Markets were on edge headed into today’s CBT meeting.
After all, it was just three weeks ago when Turkish President Recep Tayyip Erdogan unceremoniously ousted his central bank governor for the high crime of not cutting rates. Cetinkaya’s dismissal dashed hopes that Erdogan had been humbled by the Istanbul mayoral loss and presaged the imminent return of Erdogan-o-mics, as the autocrat’s unorthodox views about FX, rates and inflation are not-so-affectionately known among EM watchers.
Thanks to resurgent domestic equities, a dovish Fed and a US president that’s inclined to take it easy on Ankara despite the procurement of Russian-made S-400 missile systems which should have triggered harsh US sanctions, Erdogan has some room to maneuver. Throw in a more benign macro outlook and the case is further made, or at least as far as Erdogan is concerned it is. This is, after all, a man who once dubbed interest rates “the mother and father of all evil”.
Estimates for the size of Wednesday’s cut varied wildly from 50bp to 800bp. The official number is 425bp. That’s a larger move than consensus (250bps).

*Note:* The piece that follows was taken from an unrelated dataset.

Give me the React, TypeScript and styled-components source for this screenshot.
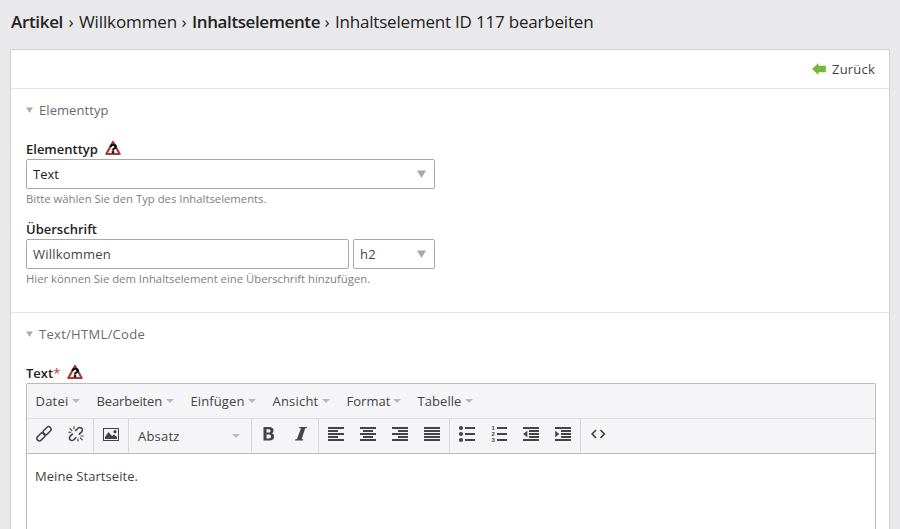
import React from 'react';
import styled, { createGlobalStyle } from 'styled-components';

const GlobalStyle = createGlobalStyle`
  * { box-sizing: border-box; }
  body {
    margin: 0;
    background: #e9e9eb;
    color: #444;
    font: 13px/18px "Open Sans", "Noto Sans", sans-serif;
    overflow: hidden;
  }
`;

const Page = styled.div`
  height: 529px;
  padding: 0 10px;
  display: flex;
  flex-direction: column;
  overflow: hidden;
`;

const Breadcrumb = styled.h1`
  margin: 0;
  height: 49px;
  padding: 10px 0 0 1px;
  display: flex;
  font-size: 17px;
  line-height: 24px;
  font-weight: 400;
  color: #222;
  white-space: nowrap;
`;

const Crumb = styled.span<{ $w: number; $bold?: boolean; $ls: number }>`
  width: ${p => p.$w}px;
  font-weight: ${p => (p.$bold ? 600 : 400)};
  letter-spacing: ${p => p.$ls}px;
`;

const Divider = styled.span`
  width: 16px;
  text-align: center;
`;

const Panel = styled.main`
  flex: 1;
  min-height: 0;
  display: flex;
  flex-direction: column;
  background: #fff;
  border: 1px solid #cfcfd1;
  border-bottom: 0;
`;

const BackBar = styled.div`
  flex: none;
  height: 39px;
  padding-right: 14px;
  display: flex;
  align-items: center;
  justify-content: flex-end;
  gap: 6px;
  border-bottom: 1px solid #e5e5e7;
  letter-spacing: 0.2px;
`;

const Section = styled.section<{ $h?: number }>`
  ${p => (p.$h ? `flex: none; height: ${p.$h}px; border-bottom: 1px solid #e5e5e7;` : 'flex: 1; min-height: 0;')}
  padding: 11px 13px 0 15px;
  display: flex;
  flex-direction: column;
`;

const Legend = styled.div<{ $ls: number }>`
  height: 20px;
  display: flex;
  align-items: center;
  gap: 6px;
  color: #6a6a6c;
  letter-spacing: ${p => p.$ls}px;
`;

const Label = styled.label<{ $top: number }>`
  height: 18px;
  margin-top: ${p => p.$top}px;
  display: flex;
  align-items: center;
  font-weight: 600;
  color: #222;
`;

const Required = styled.span`
  color: #c33;
  font-weight: 400;
  margin-right: 7px;
`;

const LabelText = styled.span<{ $gap?: number }>`
  margin-right: ${p => p.$gap ?? 0}px;
`;

const Row = styled.div`
  display: flex;
  gap: 4px;
`;

const Field = styled.div<{ $w: number; $ls?: number; $dark?: boolean }>`
  flex: none;
  width: ${p => p.$w}px;
  height: 30px;
  margin-top: 1px;
  padding: 0 8px 0 6px;
  display: flex;
  align-items: center;
  justify-content: space-between;
  border: 1px solid #aaa;
  border-radius: 2px;
  color: ${p => (p.$dark ? '#222' : '#444')};
  letter-spacing: ${p => p.$ls ?? 0}px;
`;

const Hint = styled.p`
  margin: 2px 0 0;
  height: 16px;
  font-size: 11.3px;
  line-height: 16px;
  letter-spacing: 0;
  color: #808080;
  white-space: nowrap;
`;

const Editor = styled.div`
  flex: 1;
  min-height: 0;
  margin-top: 1px;
  border: 1px solid #bbb;
  border-bottom: 0;
  border-radius: 2px 2px 0 0;
`;

const MenuBar = styled.div`
  height: 35px;
  padding-left: 8px;
  display: flex;
  align-items: center;
  gap: 16px;
  background: #f5f5f7;
  border-bottom: 1px solid #dedee0;
`;

const MenuItem = styled.div<{ $w: number; $ls: number }>`
  width: ${p => p.$w}px;
  padding-left: 0.5px;
  display: flex;
  align-items: center;
  justify-content: space-between;
  letter-spacing: ${p => p.$ls}px;
`;

const ToolBar = styled.div`
  height: 35px;
  display: flex;
  background: #f5f5f7;
  border-bottom: 1px solid #bbb;
`;

const ToolGroup = styled.div<{ $last?: boolean }>`
  display: flex;
  padding: 0 1px;
  border-right: ${p => (p.$last ? 0 : 1)}px solid #d8d8da;
`;

const Tool = styled.button`
  width: 32px;
  height: 30px;
  padding: 0 1px 0 0;
  border: 0;
  background: none;
  display: flex;
  align-items: center;
  justify-content: center;
`;

const FormatSelect = styled.div`
  width: 120px;
  height: 34px;
  padding: 0 10px 0 8px;
  display: flex;
  align-items: center;
  justify-content: space-between;
  letter-spacing: 0.2px;
`;

const Content = styled.div`
  padding: 13px 8px;
  letter-spacing: 0.06px;
`;

const Triangle = ({ small }: { small?: boolean }) => (
  <svg width={small ? 7 : 9} height={small ? 6 : 8} viewBox="0 0 9 8">
    <path d="M0 .5h9L4.5 8z" fill="#aaa" />
  </svg>
);

const Caret = () => (
  <svg width="8" height="4" viewBox="0 0 8 4"><path d="M0 0h8L4 4z" fill="#b5babd" /></svg>
);

const WarningSvg = styled.svg`
  margin-bottom: 2px;
  overflow: visible;
`;

const Warning = () => (
  <WarningSvg width="16" height="16" viewBox="0 0 16 16">
    <path d="M8 2 14.7 14H1.3z" fill="#fff" stroke="#a93a38" strokeWidth="2.2" strokeLinejoin="round" />
    <text x="8.2" y="13" textAnchor="middle" fontFamily="Liberation Sans" fontWeight="700" fontSize="13" fill="#000" stroke="#000" strokeWidth=".4">?</text>
  </WarningSvg>
);

const BackArrow = () => (
  <svg width="14" height="12" viewBox="0 0 14 12">
    <path d="M0 6 6.4 0v2.8h7.4v6.4H6.4V12z" fill="#74b83c" />
  </svg>
);

const IconSvg = styled.svg`
  overflow: visible;
`;

const Icon = ({ children }: { children: React.ReactNode }) => (
  <IconSvg width="16" height="16" viewBox="0 0 16 16" fill="#444">{children}</IconSvg>
);

/* Five stacked text lines, each given as [x, width]. */
const Lines = ({ rows }: { rows: number[][] }) => (
  <>{rows.map(([x, w], i) => <rect key={i} x={x} y={1 + i * 3} width={w} height="2" />)}</>
);

const full = [0, 16];

const chain = (
  <g fill="none" stroke="#444" strokeWidth="1.5">
    <rect x="-4.1" y="-2.5" width="9.4" height="5" rx="2.5" transform="translate(10.6 5.2) rotate(-45)" />
    <rect x="-5.3" y="-2.5" width="9.4" height="5" rx="2.5" transform="translate(5.4 10.4) rotate(-45)" />
  </g>
);

const broken = (
  <>
    <path d="M7.2 5 10 2.2a2.5 2.5 0 0 1 3.6 0 2.5 2.5 0 0 1 0 3.6L10.8 8.6M8.4 11.2l-2.6 2.6a2.5 2.5 0 0 1-3.6 0 2.5 2.5 0 0 1 0-3.6L4.8 7.6" fill="none" stroke="#444" strokeWidth="1.6" />
    <path d="M1.6 2.2 4.2 4.8M6 .3v3M.3 6.2h3M12 11.6l2.6 2.6M10 12.5v3M12.6 10h3" fill="none" stroke="#444" strokeWidth="1.1" />
  </>
);

const picture = (
  <>
    <path fillRule="evenodd" d="M0 2h16v13H0zM1 3v11h14V3z" />
    <path d="M2 13V11l3.5-5L9 10l2-1.5L14 11v2z" /><circle cx="12" cy="5.7" r="1.6" />
  </>
);

const groups: { name: string; icon: React.ReactNode }[][] = [
  [
    { name: 'bold', icon: <path fillRule="evenodd" d="M2.5 1h6c2.5 0 4 1.3 4 3.4 0 1.4-.7 2.4-1.8 2.9 1.5.4 2.4 1.5 2.4 3.1 0 2.5-1.7 4.1-4.4 4.1H2.5zM5.5 3.2v3.3h2c1.3 0 2-.6 2-1.6 0-1.1-.7-1.7-2-1.7zm0 5.4v3.8h2.3c1.5 0 2.2-.6 2.2-1.9s-.7-1.9-2.2-1.9z" /> },
    { name: 'italic', icon: <path d="M6.5 1H14l-.3 1.3h-1.5L8.6 13.2h1.6l-.3 1.3H2.1l.3-1.3h1.5L8 2.3H6.2z" /> },
  ],
  [
    { name: 'left', icon: <Lines rows={[full, [0, 10], full, [0, 10], full]} /> },
    { name: 'center', icon: <Lines rows={[full, [3, 10], full, [3, 10], full]} /> },
    { name: 'right', icon: <Lines rows={[full, [6, 10], full, [6, 10], full]} /> },
    { name: 'justify', icon: <Lines rows={[full, full, full, full, full]} /> },
  ],
  [
    { name: 'bullets', icon: <>{[2, 8, 14].map(y => <g key={y}><circle cx="2" cy={y} r="2.1" /><rect x="6" y={y - 1} width="10" height="2" /></g>)}</> },
    { name: 'numbers', icon: <>{[2, 8, 14].map((y, i) => <g key={y}><text x="0.6" y={y + 2} fontFamily="Liberation Sans" fontSize="6" fontWeight="700">{i + 1}</text><rect x="6" y={y - 1} width="10" height="2" /></g>)}</> },
    { name: 'outdent', icon: <><Lines rows={[full, [6, 10], [6, 10], [6, 10], full]} /><path d="M4.3 4.7v6.6L.2 8z" /></> },
    { name: 'indent', icon: <><Lines rows={[full, [6, 10], [6, 10], [6, 10], full]} /><path d="M.2 4.7v6.6L4.3 8z" /></> },
  ],
];

const menus: [string, number, number][] = [
  ['Datei', 45, 0.2],
  ['Bearbeiten', 78, -0.1],
  ['Einfügen', 66, 0.1],
  ['Ansicht', 58, 0.2],
  ['Format', 55, 0.04],
  ['Tabelle', 56, 0.07],
];

export default function App() {
  return (
    <Page>
      <GlobalStyle />
      <Breadcrumb>
        <Crumb $w={52} $ls={-0.33} $bold>Artikel</Crumb><Divider>›</Divider>
        <Crumb $w={97} $ls={-0.12}>Willkommen</Crumb><Divider>›</Divider>
        <Crumb $w={127} $ls={-0.4} $bold>Inhaltselemente</Crumb><Divider>›</Divider>
        <Crumb $w={260} $ls={-0.2}>Inhaltselement ID 117 bearbeiten</Crumb>
      </Breadcrumb>
      <Panel>
        <BackBar><BackArrow />Zurück</BackBar>
        <Section $h={224}>
          <Legend $ls={0.07}><Triangle small />Elementtyp</Legend>
          <Label $top={20}><LabelText $gap={7}>Elementtyp</LabelText><Warning /></Label>
          <Field $w={409} $dark>Text<Triangle /></Field>
          <Hint>Bitte wählen Sie den Typ des Inhaltselements.</Hint>
          <Label $top={13}>Überschrift</Label>
          <Row>
            <Field $w={323} $ls={0.21}>Willkommen</Field>
            <Field $w={82} $ls={0.2}>h2<Triangle /></Field>
          </Row>
          <Hint>Hier können Sie dem Inhaltselement eine Überschrift hinzufügen.</Hint>
        </Section>
        <Section>
          <Legend $ls={0.29}><Triangle small />Text/HTML/Code</Legend>
          <Label $top={20}><LabelText>Text</LabelText><Required>*</Required><Warning /></Label>
          <Editor>
            <MenuBar>
              {menus.map(([name, w, ls]) => <MenuItem key={name} $w={w} $ls={ls}>{name}<Caret /></MenuItem>)}
            </MenuBar>
            <ToolBar>
              <ToolGroup><Tool><Icon>{chain}</Icon></Tool><Tool><Icon>{broken}</Icon></Tool></ToolGroup>
              <ToolGroup><Tool><Icon>{picture}</Icon></Tool></ToolGroup>
              <ToolGroup><FormatSelect>Absatz<Caret /></FormatSelect></ToolGroup>
              {groups.map((group, i) => (
                <ToolGroup key={i}>
                  {group.map(tool => <Tool key={tool.name} aria-label={tool.name}><Icon>{tool.icon}</Icon></Tool>)}
                </ToolGroup>
              ))}
              <ToolGroup $last>
                <Tool><Icon><path d="M6 4 2.2 8 6 12M10.5 4l3.8 4-3.8 4" fill="none" stroke="#444" strokeWidth="1.7" /></Icon></Tool>
              </ToolGroup>
            </ToolBar>
            <Content>Meine Startseite.</Content>
          </Editor>
        </Section>
      </Panel>
    </Page>
  );
}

The lira initially dipped, but quickly recovered to rally.
This is, by definition, the first decision under Cetinkaya’s replacement and it goes without saying that he had to deliver something sizable. The market was priced for 300bp, so facially this is a surprisingly large move, but anyone with any sense probably baked in a subjective “Erdogan factor”, so to speak.
“I think they wanted to break the 20% barrier. I thought they would do 450bps, so not far wrong”, BlueBay’s Tim Ash said after the announcement. “If lira holds relatively well they will continue cutting aggressively in my view”, he went on to say. “Murat Uysal was given a mandate to cut – or move aside for someone who would – and he cut to script”.
CBT cited the likelihood of developed market easing in their decision. “Recently, weaker global economic activity and heightened downside risks to inflation have strengthened the possibility that advanced economy central banks will take expansionary monetary policy steps”, the bank said, in the statement, adding that the domestic inflation outlook “continues to improve”.
Needless to say, the jury is still out on how the market will ultimately judge this move. As Barclays wrote on Sunday, “a significantly larger-than-expected cut would be seen as a policy mistake, resulting in… renewed market anxiety about the CBRT’s independence [and] Erdogan recently indicated that the CBRT may have more frequent MPC meetings in a year, which would make it easier to deliver more substantial easing, albeit at a more gradual rate”.
After Thursday’s CBT decision, Turkey no longer sports the highest real rate in the world.
That leaves the currency more vulnerable should things get dicey again.
The Borsa Istanbul entered its second bull market of the year last week, a testament to just how manic 2019 has been for the country and anyone who’s invested in Turkish assets. Don’t expect the rollercoaster to end soon.